Australian property recovery getting stronger
The APM house price index shows that house prices jumped 1.7 per cent in the first three months of 2013, 3.2 per cent above last year - and just 1 per cent below the previous peak recorded in June 2010.
Low interest rates and rising confidence is boosting the market’s growth, with Sydney, Perth, Melbourne and Darwin all recording “significant” increases in media house prices.
Melbourne led the way with house prices growing by 3.6 per cent - the best performance since the first quarter of 2010 - while Sydney property prices enjoyed a rise of 1.6 per cent, another consecutive quarter of record level prices as the market moves from 2012’s recovery phase to a solid phase of cyclical house price growth.
Brisbane is also on the up, with a 0.5 per cent rise marking the third quarterly increase in a row for the first time since 2010.
“Adelaide and Canberra, however, bucked the national trend each recording falls in median house prices over the March quarter - down by 0.8 percent and 0.4 percent respectively,” notes APM. “Subdued house and unit price growth in these cities reflects the burden of struggling local economies particularly in regard to relatively high and rising unemployment.”
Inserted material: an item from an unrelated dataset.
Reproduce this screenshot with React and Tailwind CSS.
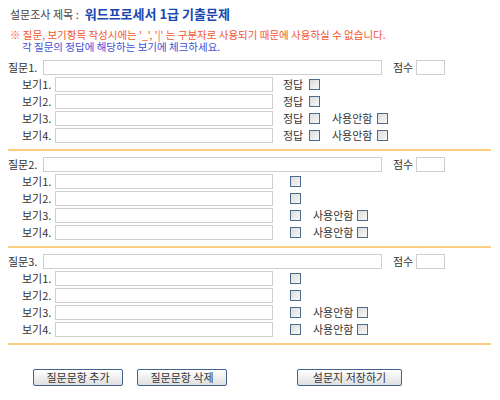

“The national housing market has recorded its best start to a year since the strong market conditions of 2010,” adds the report. “Strengthening auction clearances rates and increased residential lending activity have translated into rising house prices over the March quarter.
“A general housing market recovery is clearly consolidating as expected although activity levels vary between capital city markets and sub-markets reflecting the mixed impact of local supply and demand drivers.”
The positive trends are set to continue, the report argues, predicting an increase in buyer activity in 2013.
APM concludes: “Growing optimism and rising house prices will continue to motivate home buyers and investors to take advantage of historically low interest rates that more likely than not have now bottomed out.”